In deze zaak heeft de voorzieningenrechter van de Rechtbank Den Haag op 7 augustus 2024 uitspraak gedaan in een verzoek om een voorlopige voorziening. Verzoeker, een asielzoeker, had een verzoek ingediend tegen de beëindiging van zijn opvang door het Centraal Orgaan opvang asielzoekers (COa), die per 8 augustus 2024 zou ingaan. Het COa had eerder besloten om de verstrekkingen op grond van de Regeling verstrekkingen asielzoekers en andere categorieën vreemdelingen 2005 (Rva 2005) te beëindigen. Verzoeker had bezwaar gemaakt tegen dit besluit en verzocht om een voorlopige voorziening, omdat hij in verband met zijn medische situatie afhankelijk was van de opvang.
De voorzieningenrechter heeft vastgesteld dat verzoeker in het verleden voorlopige uitstel van vertrek had gekregen en dat er een eerdere voorlopige voorziening was toegewezen die hem beschermde tegen uitzetting. De rechter oordeelde dat de beëindiging van de opvang niet kon doorgaan, omdat verzoeker rechtmatig verblijf genoot totdat op zijn bezwaar was beslist. De medische stukken die verzoeker had overgelegd, wezen op een mogelijke medische noodsituatie als de opvang zou worden beëindigd. De voorzieningenrechter heeft daarom besloten dat de beëindiging van de Rva-verstrekking van verzoeker achterwege blijft tot vier weken na de beslissing op zijn bezwaar.

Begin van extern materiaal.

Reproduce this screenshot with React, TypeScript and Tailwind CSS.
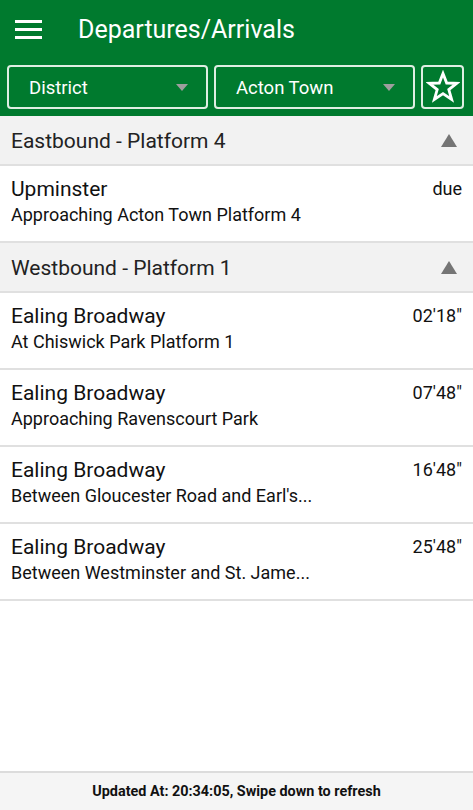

Daarnaast heeft de voorzieningenrechter geoordeeld dat verzoeker vrijgesteld is van het betalen van griffierecht vanwege betalingsonmacht. Verweerder is veroordeeld in de proceskosten van verzoeker tot een bedrag van € 875,-. De uitspraak is openbaar gedaan en geanonimiseerd gepubliceerd op rechtspraak.nl.